** begin **

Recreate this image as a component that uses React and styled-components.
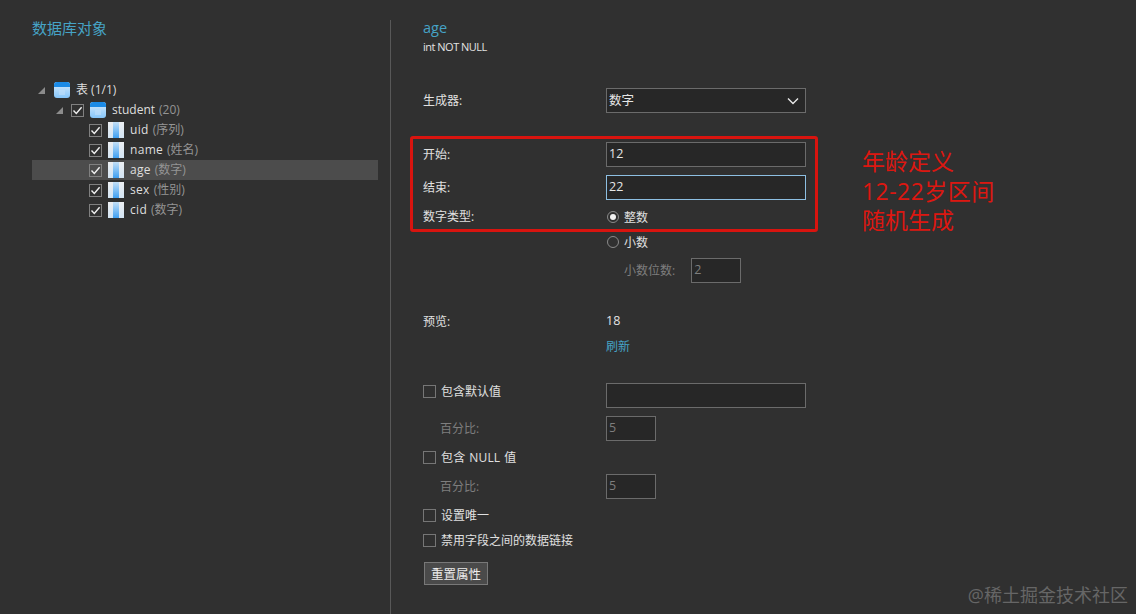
import React from "react";
import styled, { createGlobalStyle } from "styled-components";

const FONT = `"Open Sans", "Noto Sans", "Noto Sans CJK SC", sans-serif`;
const Global = createGlobalStyle`
  html, body { margin: 0; padding: 0; background: #303030; }
  body { width: 1136px; height: 614px; overflow: hidden; font-family: ${FONT}; font-size: 12px; color: #e2e2e2; }
  * { box-sizing: border-box; }
`;

const Page = styled.div`
  position: relative;
  width: 1136px;
  height: 614px;
  display: flex;
  background: #303030;
`;
const LeftPane = styled.aside`
  width: 391px;
  margin-top: 20px;
  padding: 0 12px 0 32px;
  border-right: 1px solid #585858;
  flex: none;
  height: 594px;
`;
const RightPane = styled.main`
  flex: 1;
  padding: 20px 0 0 32px;
`;
const Heading = styled.h2`
  margin: 0;
  font-size: 15px;
  line-height: 16px;
  font-weight: 400;
  color: #46a3c6;
`;
const Tree = styled.div`
  margin-top: 44px;
  width: 346px;
`;
const TreeRow = styled.div`
  height: 20px;
  display: flex;
  align-items: center;
  padding-left: ${p => p.$indent}px;
  background: ${p => (p.$selected ? "#4c4c4c" : "transparent")};
`;
const Arrow = styled.svg`
  width: 7px;
  height: 7px;
  margin-right: ${p => p.$gap}px;
  flex: none;
`;
const TreeCheck = styled.span`
  width: 13px;
  height: 13px;
  border: 1px solid #808080;
  display: flex;
  align-items: center;
  justify-content: center;
  margin-right: 6px;
  flex: none;
`;
const NodeIcon = styled.svg`
  width: 16px;
  height: 16px;
  margin-right: 6px;
  flex: none;
`;
const NodeName = styled.span`
  font-size: 12px;
  color: #dedede;
  padding-bottom: 2px;
  letter-spacing: ${p => (p.$spaced ? 0.3 : 0)}px;
  white-space: nowrap;
`;
const NodeMeta = styled.span`
  color: #949494;
  margin-left: 4px;
  letter-spacing: 0;
`;
const Title = styled.h3`
  margin: 0;
  font-size: 14.5px;
  line-height: 16px;
  font-weight: 400;
  color: #46a3c6;
`;
const Subtitle = styled.div`
  font-size: 11px;
  line-height: 14px;
  margin-top: 4px;
  letter-spacing: -0.5px;
  color: #e2e2e2;
`;
const Row = styled.div`
  display: grid;
  grid-template-columns: 183px 200px;
  align-items: center;
  height: ${p => p.$h}px;
  margin-top: ${p => p.$top}px;
`;
const Label = styled.label`
  font-size: 12px;
  line-height: 16px;
  color: ${p => (p.$muted ? "#7e7e7e" : "#e0e0e0")};
  padding-left: ${p => (p.$indent ? 17 : 0)}px;
  white-space: nowrap;
`;
const Field = styled.div`
  height: 25px;
  width: ${p => p.$w || 200}px;
  background: #272727;
  border: 1px solid ${p => (p.$focus ? "#8dbfe2" : "#6b6b6b")};
  padding: 0 2px 2px;
  display: flex;
  align-items: center;
  justify-content: space-between;
  font-size: 12.5px;
  color: ${p => (p.$muted ? "#7e7e7e" : "#e6e6e6")};
`;
const SelectChevron = styled.svg`
  width: 12px;
  height: 8px;
  margin: 2px 4px 0 0;
`;
const RadioLine = styled.div`
  display: flex;
  align-items: center;
  gap: 5px;
  font-size: 12px;
  color: #e0e0e0;
`;
const Radio = styled.span`
  width: 12px;
  height: 12px;
  margin-left: 1px;
  border-radius: 50%;
  border: 1px solid #8a8a8a;
  display: flex;
  align-items: center;
  justify-content: center;
  &::after {
    content: "";
    display: ${p => (p.$on ? "block" : "none")};
    width: 6px;
    height: 6px;
    border-radius: 50%;
    background: #f2f2f2;
  }
`;
const DecimalLine = styled.div`
  display: flex;
  align-items: center;
  padding-left: 18px;
  gap: 16px;
`;
const Value = styled.div`
  font-size: 12.5px;
  padding-bottom: 2px;
  color: #e4e4e4;
`;
const LinkText = styled.a`
  font-size: 12px;
  padding-bottom: 2px;
  color: #46a3c6;
`;
const CheckLine = styled.div`
  display: flex;
  align-items: center;
  align-self: start;
  height: 16px;
  gap: 5px;
  font-size: 12px;
  color: #e0e0e0;
  white-space: nowrap;
`;
const Wide = styled.span`
  letter-spacing: 0.2px;
  word-spacing: 0.5px;
`;
const Box = styled.span`
  width: 13px;
  height: 13px;
  border: 1px solid #767676;
  flex: none;
`;
const ResetButton = styled.button`
  display: block;
  width: 64px;
  height: 23px;
  margin: 14px 0 0 1px;
  padding: 0;
  background: #4a4a4a;
  border: 1px solid #787878;
  color: #ececec;
  font: 12.5px ${FONT};
`;
const RedFrame = styled.div`
  position: absolute;
  left: 410px;
  top: 136px;
  width: 408px;
  height: 96px;
  border: 3px solid #d8140f;
  border-radius: 3px;
`;
const Note = styled.div`
  position: absolute;
  left: 862px;
  top: 147px;
  font-size: 23px;
  line-height: 29.5px;
  font-weight: 400;
  color: #dd1710;
  white-space: nowrap;
`;
const NoteRange = styled.span`
  letter-spacing: 0.45px;
`;
const Watermark = styled.div`
  position: absolute;
  right: 8px;
  top: 585px;
  font-size: 18px;
  line-height: 20px;
  color: #666;
  white-space: nowrap;
`;

const Tick = () => (
  <svg width="11" height="11" viewBox="0 0 11 11">
    <path d="M1.5 5.5 L4.3 8.4 L9.6 2.2" fill="none" stroke="#f0f0f0" strokeWidth="1.4" />
  </svg>
);
const Tri = ({ gap }) => (
  <Arrow $gap={gap} viewBox="0 0 7 7">
    <path d="M7 0 V7 H0 Z" fill="#8c8c8c" />
  </Arrow>
);
const TableIcon = ({ id }) => (
  <NodeIcon viewBox="0 0 16 16">
    <defs>
      <linearGradient id={id} x1="0" y1="0" x2="0" y2="1">
        <stop offset="0" stopColor="#d8ebfb" />
        <stop offset="1" stopColor="#86c6fb" />
      </linearGradient>
    </defs>
    <rect x="0" y="0" width="16" height="16" rx="3" fill={`url(#${id})`} />
    <path d="M0 5 V3 a3 3 0 0 1 3 -3 H13 a3 3 0 0 1 3 3 V5 Z" fill="#1a8ae6" />
    <rect x="5" y="8" width="6" height="5" fill="#bfe0fb" opacity="0.6" />
  </NodeIcon>
);
const ColumnIcon = ({ id }) => (
  <NodeIcon viewBox="0 0 16 16">
    <defs>
      <linearGradient id={id} x1="0" y1="0" x2="0" y2="1">
        <stop offset="0" stopColor="#c4e0f7" />
        <stop offset="1" stopColor="#3f9ff1" />
      </linearGradient>
      <linearGradient id={`${id}s`} x1="0" y1="0" x2="0" y2="1">
        <stop offset="0" stopColor="#eceff2" />
        <stop offset="1" stopColor="#d3e4f3" />
      </linearGradient>
    </defs>
    <rect x="0" y="0" width="16" height="16" fill={`url(#${id}s)`} />
    <rect x="5" y="0" width="6" height="16" fill={`url(#${id})`} />
  </NodeIcon>
);

const columns = [
  ["uid", "(序列)"],
  ["name", "(姓名)"],
  ["age", "(数字)"],
  ["sex", "(性别)"],
  ["cid", "(数字)"],
];

export default function App() {
  return (
    <Page>
      <Global />
      <LeftPane>
        <Heading>数据库对象</Heading>
        <Tree>
          <TreeRow $indent={6}>
            <Tri gap={9} />
            <TableIcon id="t0" />
            <NodeName>表 (1/1)</NodeName>
          </TreeRow>
          <TreeRow $indent={24}>
            <Tri gap={8} />
            <TreeCheck><Tick /></TreeCheck>
            <TableIcon id="t1" />
            <NodeName>student<NodeMeta>(20)</NodeMeta></NodeName>
          </TreeRow>
          {columns.map(([name, meta], i) => (
            <TreeRow key={name} $indent={57} $selected={name === "age"}>
              <TreeCheck><Tick /></TreeCheck>
              <ColumnIcon id={`c${i}`} />
              <NodeName $spaced>{name}<NodeMeta>{meta}</NodeMeta></NodeName>
            </TreeRow>
          ))}
        </Tree>
      </LeftPane>
      <RightPane>
        <Title>age</Title>
        <Subtitle>int NOT NULL</Subtitle>
        <Row $h={25} $top={34}>
          <Label>生成器:</Label>
          <Field>
            数字
            <SelectChevron viewBox="0 0 12 8">
              <path d="M1 1.5 L6 6.5 L11 1.5" fill="none" stroke="#e8e8e8" strokeWidth="1.4" />
            </SelectChevron>
          </Field>
        </Row>
        <Row $h={25} $top={29}>
          <Label>开始:</Label>
          <Field>12</Field>
        </Row>
        <Row $h={25} $top={8}>
          <Label>结束:</Label>
          <Field $focus>22</Field>
        </Row>
        <Row $h={16} $top={8}>
          <Label>数字类型:</Label>
          <RadioLine><Radio $on />整数</RadioLine>
        </Row>
        <Row $h={16} $top={9}>
          <span />
          <RadioLine><Radio />小数</RadioLine>
        </Row>
        <Row $h={25} $top={9}>
          <span />
          <DecimalLine>
            <Label $muted>小数位数:</Label>
            <Field $w={50} $muted>2</Field>
          </DecimalLine>
        </Row>
        <Row $h={16} $top={29}>
          <Label>预览:</Label>
          <Value>18</Value>
        </Row>
        <Row $h={16} $top={9}>
          <span />
          <LinkText>刷新</LinkText>
        </Row>
        <Row $h={25} $top={30}>
          <CheckLine><Box />包含默认值</CheckLine>
          <Field $muted />
        </Row>
        <Row $h={25} $top={8}>
          <Label $muted $indent>百分比:</Label>
          <Field $w={50} $muted>5</Field>
        </Row>
        <Row $h={16} $top={8}>
          <CheckLine><Box /><Wide>包含 NULL 值</Wide></CheckLine>
        </Row>
        <Row $h={25} $top={9}>
          <Label $muted $indent>百分比:</Label>
          <Field $w={50} $muted>5</Field>
        </Row>
        <Row $h={16} $top={8}>
          <CheckLine><Box />设置唯一</CheckLine>
        </Row>
        <Row $h={16} $top={9}>
          <CheckLine><Box />禁用字段之间的数据链接</CheckLine>
        </Row>
        <ResetButton>重置属性</ResetButton>
      </RightPane>
      <RedFrame />
      <Note>年龄定义<br /><NoteRange>12-22岁区间</NoteRange><br />随机生成</Note>
      <Watermark>@稀土掘金技术社区</Watermark>
    </Page>
  );
}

** end **

◆ Description of the task:
Tell how many lines of the data above hold the string "React". Give only the number.

◆ Reply:
2